魂のQ&A vol.89
高年齢者就業確保措置について
〔質問〕
令和3年4月1日より、70歳までの就業機会の確保が求められるようになったと聞きました。 具体的にどのようなことが求められるのでしょうか?
〔回答〕
今回の法改正は、65歳から70歳までの就業機会を確保する努力義務を定めたものです。
現行の法律と異なり、70歳までの雇用を確保することを義務付けたものではありません
具体的な内容は以下の通りです。
『雇用による措置』と『雇用によらない措置』のいずれかを選択、又は両方の措置を講ずること
雇用による措置 |
創業支援等の措置 (雇用以外の措置) |
①70歳までの定年引上げ
②70歳までの継続雇用制度の導入 (特殊関係事業主〔子会社、関連会社等〕に加え て、他の事業主によるものを含む) ③定年の廃止 |
①高齢者が希望する時は、70歳まで継続的に業務
委託契約を締結する制度の導入 ②高齢者が希望する時は、70歳まで継続的に以下の事業に従事できる制度 の導入 A )事業主が自ら実施する社会貢献事業 B)事業主が委託、出資(資金提供)等する団体が行う社会貢献事業 |
※創業支援等措置のみを講じる場合は、過半数労働組合・過半数代表者の同意を得た上で導入
対象者を限定する基準
高年齢者就業確保措置を講ずることは努力義務であり、対象者を限定する基準を設けることができます。基準については、労使十分に協議した上で、各企業の事情に合わせて定めることが求められます。

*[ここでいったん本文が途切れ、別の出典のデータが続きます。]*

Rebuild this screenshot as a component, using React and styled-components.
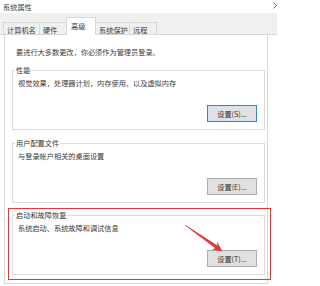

ただし労使で協議した場合であっても、事業主が恣意的に特定の高年齢者を措置の対象から除外しようとするなど高年齢者雇用安定法の趣旨や、他の労働関係法の趣旨や公序良俗に反することは認められないとされています (指針第2-1(3)ただし書き)。また、対象者を限定する基準については、必要とされる能力等が具体的・客観的に示されていることが望ましいとされています。
基準例
- 直近の健康診断結果及び産業医の診断を基に、勤務の継続に支障がない状態と認められた者
- 過去〇年間の人事考課が□以上である者 等
なお、現行の65歳(到達)までの高年齢者雇用確保措置に変更はありません。
したがって、今回の法改正により2025年以降の65歳定年が義務付けられる訳ではありません。